Un peu plus tôt dans la journée, il avait souligné, auprès des médias britanniques, à quel point les Etats-Unis étaient encore fermés aux produits nationaux. « Je ne sais pas si les gens réalisent à quel point ils peuvent parfois être protectionnistes. Des discussions difficiles nous attendent car pour l’instant, je ne crois pas que nous vendions une seule pièce de mouton ou de bœuf aux Etats-Unis. »
Un accord qui n’a rien d’évident
M. Johnson ne l’ignore pas, ni les experts, les médias britanniques, et en partie son opposition travailliste, déjà en alerte : un accord avec Washington, n’a rien d’évident. Si tant est qu’il aboutisse, il risque en outre d’avoir un coût conséquent : politique, voire géopolitique.
D’un strict point de vue commercial, les intérêts des deux pays ne sont pas forcément alignés. Washington cherche surtout à vendre davantage de produits agricoles américains sur les marchés européens (et donc britannique), très protégés, alors que Londres espère un accès aux marchés publics américains, ultrafermés. « Un petit groupe de conservateurs britanniques pousse pour un accord avec les Etats-Unis. Mais leur posture est avant tout idéologique », souligne David Henig, directeur du European Centre for International Political Economy (ECIPE) à Londres. « Il n’y a que des gains économiques faibles à espérer d’un tel accord. Si M. Trump acceptait de lever le “Buy American act” [préférence pour les produits américains], au profit de Londres, cela changerait la donne. Mais c’est très improbable », ajoute l’expert.
Par ailleurs, comme l’a rappelé David Warren, ex-ambassadeur britannique au Japon, sur le plateau de Sky News dimanche, « il est bon qu’existe une bonne alchimie entre MM. Johnson et Trump [...] » mais « ce dernier ne peut conclure un accord seul, le Congrès américain a son mot à dire ». Or « il n’y a aucune chance qu’il approuve un accord avec le Royaume-Uni si le Brexit remet en cause le traité de paix en Irlande du Nord », avait prévenu la démocrate Nancy Pelosi, présidente de la Chambre des représentants, mi-août. La menace est très claire pour M. Johnson, qui réclame aux Européens un abandon du « backstop », l’assurance contre le retour d’une frontière en Irlande, condition pour Bruxelles de la sauvegarde des accords de paix nord-irlandais.

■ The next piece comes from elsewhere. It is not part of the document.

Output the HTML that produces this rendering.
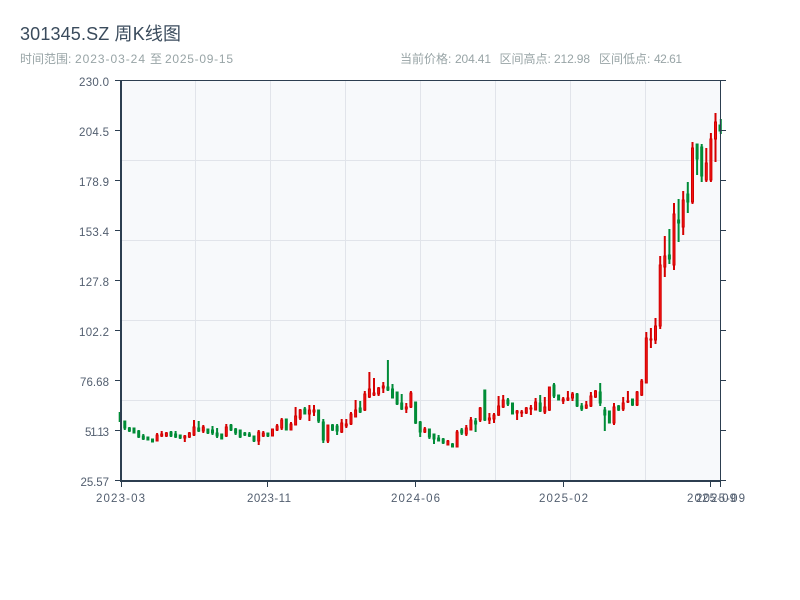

L’UE, partenaire commercial loin devant les Etats-Unis
Enfin, un éventuel accord transatlantique ne compensera pas la facture probablement salée d’un no deal avec les Européens. Les Etats-Unis sont certes un partenaire conséquent du Royaume-Uni qui y exportait pour 100 milliards de livres de biens en 2016 (soit 110 milliards d’euros), selon l’office national des statistiques britanniques, mais pas le premier : c’est de loin l’UE, destinataire de presque la moitié des exportations nationales.
Dans la foulée du passage à Londres mi-août du conseiller à la sécurité de M. Trump, John Bolton, les médias britanniques ont aussi souligné le risque que M. Trump ne formule des exigences difficiles, pour le prix d’un accord. Le bannissement des produits du géant chinois des télécoms Huawei, par exemple ; l’abandon de la « taxe digitale » britannique, équivalent de la taxe digitale à la française, que le président américain considère comme une mesure « anti-américaine » ; voire un alignement sur la politique iranienne et russe de Washington. Emmanuel Macron a même osé évoquer, lors de sa rencontre avec M. Johnson le 22 août, un risque de « vassalisation » du Royaume-Uni vis-à-vis de Washington. Une expression dure très mal accueillie par les « Brexiters ».
Prudent, M. Johnson a cité, dimanche, lors d’un point presse commun avec le président du Conseil européen Donald Tusk, « l’Iran, la Russie, le libre-échange, Hongkong », comme autant d’exemples de la « proximité » de son pays avec l’UE. Et écarté l’ouverture du système de santé britannique, le NHS, véritable totem national, aux firmes américaines. « Nous avons une complète unanimité sur ce point [avec M. Trump] », a assuré le Britannique depuis Biarritz. Il lui faudra beaucoup de souplesse dans les mois qui viennent pour continuer à cultiver sa relation avec M. Trump, sans tourner complètement le dos à ses partenaires européens, ni affaiblir les intérêts nationaux de son pays.